Sunday, May 22, 2011

The Friendship Doll

THE FRIENDSHIP DOLL
by Kirby Larson
Delacorte Books for Young Readers (May, 2011)
Ages 9 and up

Take four stories that span more than a decade of the Great Depression, each of which captures a pivotal moment in the life of a different girl, and link them through the awakening heart of a Japanese doll—you know what you have? One of this year's most compelling books in children's literature: THE FRIENDSHIP DOLL.

Although I am an admitted fan of Kirby Larson, I am not a big fan of dolls (unless they are the wicked, mangled, creatury kind); however, by the time I reached the end of the first story, I could not put this book down. Not only does Larson breathe life into the pretentious Miss Kanagawa, one of 58 Ambassadors of Friendship sent by Japan in 1927, she breathes life into the pages of this book with a subtle element of liminal fantasy that gives each episodic tale a mesmerizing mystical quality grounded in historical authenticity.

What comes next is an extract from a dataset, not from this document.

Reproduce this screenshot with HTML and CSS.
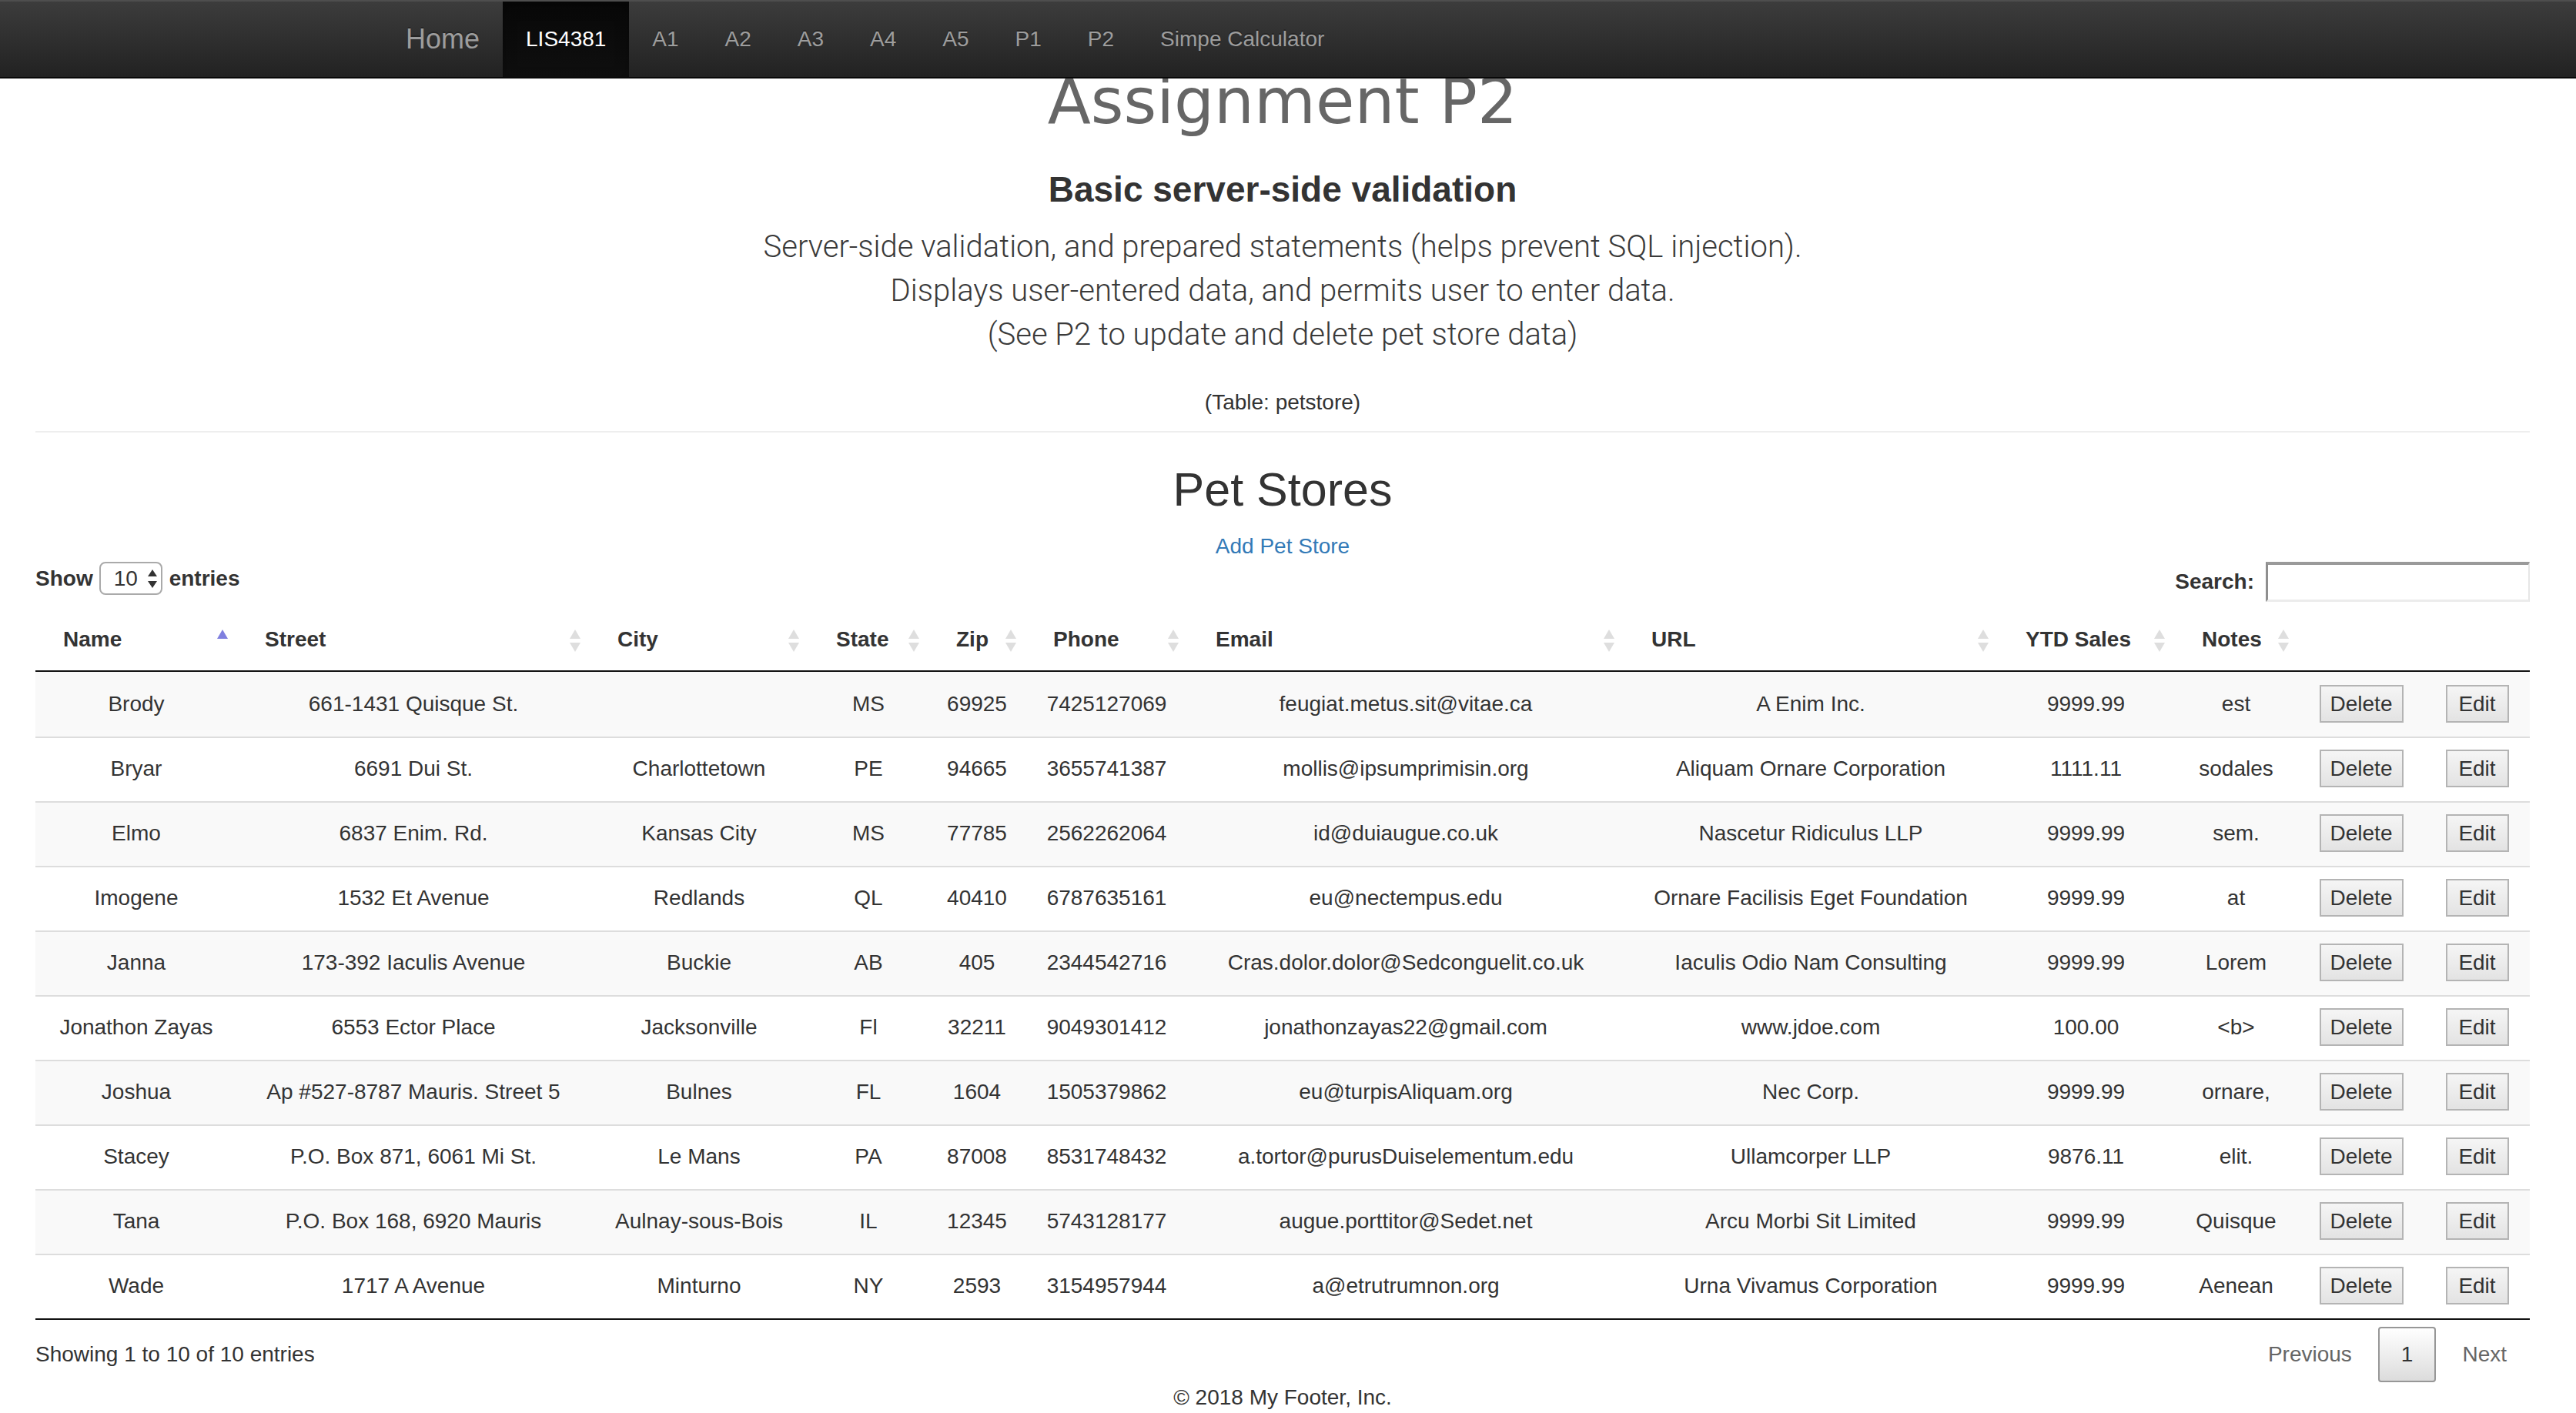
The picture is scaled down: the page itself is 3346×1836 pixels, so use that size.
FILE: index.html
```html
<!DOCTYPE html>
<html lang="en">
<head>
<meta charset="utf-8">
<title>Assignment P2</title>
<link rel="stylesheet" href="styles.css">
</head>
<body>
<nav class="navbar">
  <a class="brand" href="#">Home</a>
  <ul class="nav">
    <li class="active"><a href="#">LIS4381</a></li>
    <li><a href="#">A1</a></li>
    <li><a href="#">A2</a></li>
    <li><a href="#">A3</a></li>
    <li><a href="#">A4</a></li>
    <li><a href="#">A5</a></li>
    <li><a href="#">P1</a></li>
    <li><a href="#">P2</a></li>
    <li><a href="#">Simpe Calculator</a></li>
  </ul>
</nav>

<main class="page">
  <header class="intro">
    <h1 class="title">Assignment P2</h1>
    <h2 class="subtitle">Basic server-side validation</h2>
    <p class="lead">Server-side validation, and prepared statements (helps prevent SQL injection).<br>Displays user-entered data, and permits user to enter data.<br>(See P2 to update and delete pet store data)</p>
    <p class="table-name">(Table: petstore)</p>
  </header>

  <hr class="divider">

  <section class="stores">
    <h2 class="stores-title">Pet Stores</h2>
    <a class="add-link" href="#">Add Pet Store</a>

    <div class="dt-controls">
      <label class="dt-length">Show
        <span class="len-select"><span class="len-value">10</span>
          <svg class="len-arrows" width="14" height="24" viewBox="0 0 14 24"><path d="M7 0 L13 9 L1 9 Z" fill="#333"/><path d="M1 15 L13 15 L7 24 Z" fill="#333"/></svg>
        </span>entries</label>
      <label class="dt-filter">Search:<input class="search-input" type="search"></label>
    </div>

    <table class="data">
      <colgroup>
        <col class="c-name"><col class="c-street"><col class="c-city"><col class="c-state"><col class="c-zip"><col class="c-phone"><col class="c-email"><col class="c-url"><col class="c-ytd"><col class="c-notes"><col class="c-del"><col class="c-edit">
      </colgroup>
      <thead>
        <tr>
          <th class="sort-asc">Name</th>
          <th class="sortable">Street</th>
          <th class="sortable">City</th>
          <th class="sortable">State</th>
          <th class="sortable">Zip</th>
          <th class="sortable">Phone</th>
          <th class="sortable">Email</th>
          <th class="sortable">URL</th>
          <th class="sortable">YTD Sales</th>
          <th class="sortable">Notes</th>
          <th></th>
          <th></th>
        </tr>
      </thead>
      <tbody>
        <tr class="odd"><td>Brody</td><td>661-1431 Quisque St.</td><td></td><td>MS</td><td>69925</td><td>7425127069</td><td>feugiat.metus.sit@vitae.ca</td><td>A Enim Inc.</td><td>9999.99</td><td>est</td><td><button class="btn btn-delete">Delete</button></td><td><button class="btn btn-edit">Edit</button></td></tr>
        <tr><td>Bryar</td><td>6691 Dui St.</td><td>Charlottetown</td><td>PE</td><td>94665</td><td>3655741387</td><td>mollis@ipsumprimisin.org</td><td>Aliquam Ornare Corporation</td><td>1111.11</td><td>sodales</td><td><button class="btn btn-delete">Delete</button></td><td><button class="btn btn-edit">Edit</button></td></tr>
        <tr class="odd"><td>Elmo</td><td>6837 Enim. Rd.</td><td>Kansas City</td><td>MS</td><td>77785</td><td>2562262064</td><td>id@duiaugue.co.uk</td><td>Nascetur Ridiculus LLP</td><td>9999.99</td><td>sem.</td><td><button class="btn btn-delete">Delete</button></td><td><button class="btn btn-edit">Edit</button></td></tr>
        <tr><td>Imogene</td><td>1532 Et Avenue</td><td>Redlands</td><td>QL</td><td>40410</td><td>6787635161</td><td>eu@nectempus.edu</td><td>Ornare Facilisis Eget Foundation</td><td>9999.99</td><td>at</td><td><button class="btn btn-delete">Delete</button></td><td><button class="btn btn-edit">Edit</button></td></tr>
        <tr class="odd"><td>Janna</td><td>173-392 Iaculis Avenue</td><td>Buckie</td><td>AB</td><td>405</td><td>2344542716</td><td>Cras.dolor.dolor@Sedconguelit.co.uk</td><td>Iaculis Odio Nam Consulting</td><td>9999.99</td><td>Lorem</td><td><button class="btn btn-delete">Delete</button></td><td><button class="btn btn-edit">Edit</button></td></tr>
        <tr><td>Jonathon Zayas</td><td>6553 Ector Place</td><td>Jacksonville</td><td>Fl</td><td>32211</td><td>9049301412</td><td>jonathonzayas22@gmail.com</td><td>www.jdoe.com</td><td>100.00</td><td>&lt;b&gt;</td><td><button class="btn btn-delete">Delete</button></td><td><button class="btn btn-edit">Edit</button></td></tr>
        <tr class="odd"><td>Joshua</td><td>Ap #527-8787 Mauris. Street 5</td><td>Bulnes</td><td>FL</td><td>1604</td><td>1505379862</td><td>eu@turpisAliquam.org</td><td>Nec Corp.</td><td>9999.99</td><td>ornare,</td><td><button class="btn btn-delete">Delete</button></td><td><button class="btn btn-edit">Edit</button></td></tr>
        <tr><td>Stacey</td><td>P.O. Box 871, 6061 Mi St.</td><td>Le Mans</td><td>PA</td><td>87008</td><td>8531748432</td><td>a.tortor@purusDuiselementum.edu</td><td>Ullamcorper LLP</td><td>9876.11</td><td>elit.</td><td><button class="btn btn-delete">Delete</button></td><td><button class="btn btn-edit">Edit</button></td></tr>
        <tr class="odd"><td>Tana</td><td>P.O. Box 168, 6920 Mauris</td><td>Aulnay-sous-Bois</td><td>IL</td><td>12345</td><td>5743128177</td><td>augue.porttitor@Sedet.net</td><td>Arcu Morbi Sit Limited</td><td>9999.99</td><td>Quisque</td><td><button class="btn btn-delete">Delete</button></td><td><button class="btn btn-edit">Edit</button></td></tr>
        <tr><td>Wade</td><td>1717 A Avenue</td><td>Minturno</td><td>NY</td><td>2593</td><td>3154957944</td><td>a@etrutrumnon.org</td><td>Urna Vivamus Corporation</td><td>9999.99</td><td>Aenean</td><td><button class="btn btn-delete">Delete</button></td><td><button class="btn btn-edit">Edit</button></td></tr>
      </tbody>
    </table>

    <div class="dt-bottom">
      <div class="dt-info">Showing 1 to 10 of 10 entries</div>
      <div class="paginate">
        <a class="pg pg-disabled">Previous</a>
        <a class="pg pg-current">1</a>
        <a class="pg pg-disabled">Next</a>
      </div>
    </div>
  </section>

  <footer class="footer">© 2018 My Footer, Inc.</footer>
</main>
</body>
</html>
```
FILE: styles.css
```css
html, body {
  margin: 0;
  padding: 0;
  overflow: hidden;
}

body {
  font-family: "Liberation Sans", Arial, sans-serif;
  font-size: 28px;
  line-height: 40px;
  color: #333;
  background: #fff;
}

/* ---------- navbar ---------- */
.navbar {
  position: fixed;
  top: 0;
  left: 0;
  right: 0;
  z-index: 10;
  height: 98px;
  display: flex;
  padding-left: 497px;
  background: linear-gradient(#3c3c3c, #222);
  border-top: 2px solid #4e4e4e;
  border-bottom: 2px solid #080808;
}

.brand {
  font-size: 36px;
  line-height: 98px;
  padding: 0 30px;
  color: #9d9d9d;
  text-decoration: none;
  text-shadow: 0 -2px 0 rgba(0, 0, 0, .25);
}

.nav {
  display: flex;
  list-style: none;
  margin: 0;
  padding: 0;
}

.nav a {
  display: block;
  padding: 0 30px;
  line-height: 98px;
  font-size: 28px;
  color: #9d9d9d;
  text-decoration: none;
  text-shadow: 0 -2px 0 rgba(0, 0, 0, .25);
}

.nav .active a {
  color: #fff;
  background: linear-gradient(#080808, #0f0f0f);
  box-shadow: inset 0 6px 18px rgba(0, 0, 0, .25);
}

/* ---------- page ---------- */
.page {
  padding: 87px 60px 0 46px;
}

.intro {
  text-align: center;
}

.title {
  margin: 0;
  font-family: "DejaVu Sans", sans-serif;
  font-weight: normal;
  font-size: 82px;
  line-height: 90px;
  color: #666;
}

.subtitle {
  margin: 44px 0 0;
  font-size: 46px;
  line-height: 50px;
  font-weight: bold;
  color: #333;
}

.lead {
  margin: 21px 0 0;
  font-family: Roboto, "Liberation Sans", sans-serif;
  font-weight: 300;
  font-size: 40px;
  line-height: 57px;
  color: #3a3a3a;
}

.table-name {
  margin: 40px 0 0;
}

.divider {
  margin: 17px 0 0;
  border: 0;
  border-top: 2px solid #eee;
  height: 0;
}

.stores-title {
  margin: 41px 0 0;
  font-size: 61px;
  line-height: 67px;
  font-weight: normal;
  text-align: center;
  color: #333;
}

.add-link {
  display: block;
  width: max-content;
  margin: 20px auto 0;
  color: #337ab7;
  text-decoration: none;
}

/* ---------- datatable controls ---------- */
.dt-controls {
  display: flex;
  justify-content: space-between;
  align-items: flex-start;
  height: 52px;
  margin-bottom: 10px;
}

.dt-length,
.dt-filter {
  display: flex;
  align-items: center;
  font-weight: bold;
}

.dt-length {
  height: 43px;
}

.len-select {
  display: inline-flex;
  align-items: center;
  box-sizing: border-box;
  width: 82px;
  height: 43px;
  margin: 0 9px 0 8px;
  padding-left: 17px;
  border: 2px solid #aaa;
  border-radius: 8px;
  font-weight: normal;
}

.len-arrows {
  margin-left: 12px;
}

.search-input {
  box-sizing: border-box;
  width: 343px;
  height: 52px;
  margin: 0 0 0 15px;
  border-style: solid;
  border-width: 4px 2px 3px 3px;
  border-color: #9a9a9a #e6e6e6 #ececec #8f8f8f;
  background: #fff;
}

/* ---------- table ---------- */
.data {
  width: 100%;
  table-layout: fixed;
  border-collapse: separate;
  border-spacing: 0;
  border-bottom: 2px solid #111;
}

.c-name { width: 262px; }
.c-street { width: 458px; }
.c-city { width: 284px; }
.c-state { width: 156px; }
.c-zip { width: 126px; }
.c-phone { width: 211px; }
.c-email { width: 566px; }
.c-url { width: 486px; }
.c-ytd { width: 229px; }
.c-notes { width: 161px; }
.c-del { width: 164px; }
.c-edit { width: 137px; }

.data thead tr {
  height: 81px;
}

.data th {
  position: relative;
  padding: 0 36px 2px;
  text-align: left;
  font-weight: bold;
  white-space: nowrap;
  border-bottom: 2px solid #111;
  vertical-align: middle;
}

.data th.sortable::before,
.data th.sortable::after,
.data th.sort-asc::before {
  content: "";
  position: absolute;
  right: 12px;
  width: 0;
  height: 0;
  border-left: 7px solid transparent;
  border-right: 7px solid transparent;
}

.data th.sortable::before,
.data th.sort-asc::before {
  top: calc(50% - 14px);
  border-bottom: 12px solid #dedede;
}

.data th.sort-asc::before {
  border-bottom-color: #7f7fdf;
}

.data th.sortable::after {
  top: calc(50% + 3px);
  border-top: 12px solid #dedede;
}

.data tbody tr {
  height: 84px;
}

.data td {
  padding: 0 20px 3px;
  text-align: center;
  white-space: nowrap;
  vertical-align: middle;
  border-top: 2px solid #ddd;
}

.data tbody tr:first-child td {
  border-top-color: transparent;
}

.data tr.odd td {
  background: #f9f9f9;
}

.btn {
  box-sizing: border-box;
  height: 49px;
  padding: 0;
  font-family: "Liberation Sans", Arial, sans-serif;
  font-size: 28px;
  line-height: 45px;
  color: #333;
  background: linear-gradient(#f5f5f5, #e3e3e3);
  border: 2px solid #b4b4b4;
  border-radius: 0;
  vertical-align: middle;
}

.btn-delete { width: 109px; }
.btn-edit { width: 82px; }

/* ---------- bottom bar ---------- */
.dt-bottom {
  display: flex;
  justify-content: space-between;
  align-items: center;
  height: 71px;
  margin-top: 9px;
}

.paginate {
  display: flex;
  align-items: center;
}

.pg {
  display: block;
  margin-left: 4px;
  padding: 14px 28px;
  border: 2px solid transparent;
  border-radius: 4px;
  line-height: 40px;
  color: #666;
}

.pg-current {
  color: #333;
  border-color: #979797;
  background: linear-gradient(#fff, #dcdcdc);
}

.footer {
  margin-top: 1px;
  text-align: center;
  line-height: 40px;
}
```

This is no easy feat, but when it works (as this does), the payoff is huge. One of my librarian friends read the ARC of this book a couple months ago, and she was raving that it "blew [her] mind." I had no idea what she meant by this, but I do now. The book—its four part structure and seamless blending of the magical with the mundane—has a numinous quality. And the voice—the voices—so pitch perfect in each narration they lend even more authenticity to the telling as Miss. Kanagawa is passed from place to place, suffering the hardship of years and diminished circumstances—but not diminished heart.

THE FRIENDSHIP DOLL closes with a fifth story that diverges from the other four by jumping to the present day. The leap jarred me at first, mainly because the Depression-era world created by Larson in the rest of the book is so hard to leave, but I can see that the book wouldn't have worked without it. In this sense, I tend to think of it more as a perfect epilogue than an ending.

On every level, THE FRIENDSHIP DOLL embodies the power of storytelling and friendship to heal and unite that which has become separated, isolated or broken. For me, there is just one thing lacking in this marvelous narrative: a cash reward for information leading to the whereabouts (or fate) of Miss Kanagawa and her missing sisters. Random House, are you listening?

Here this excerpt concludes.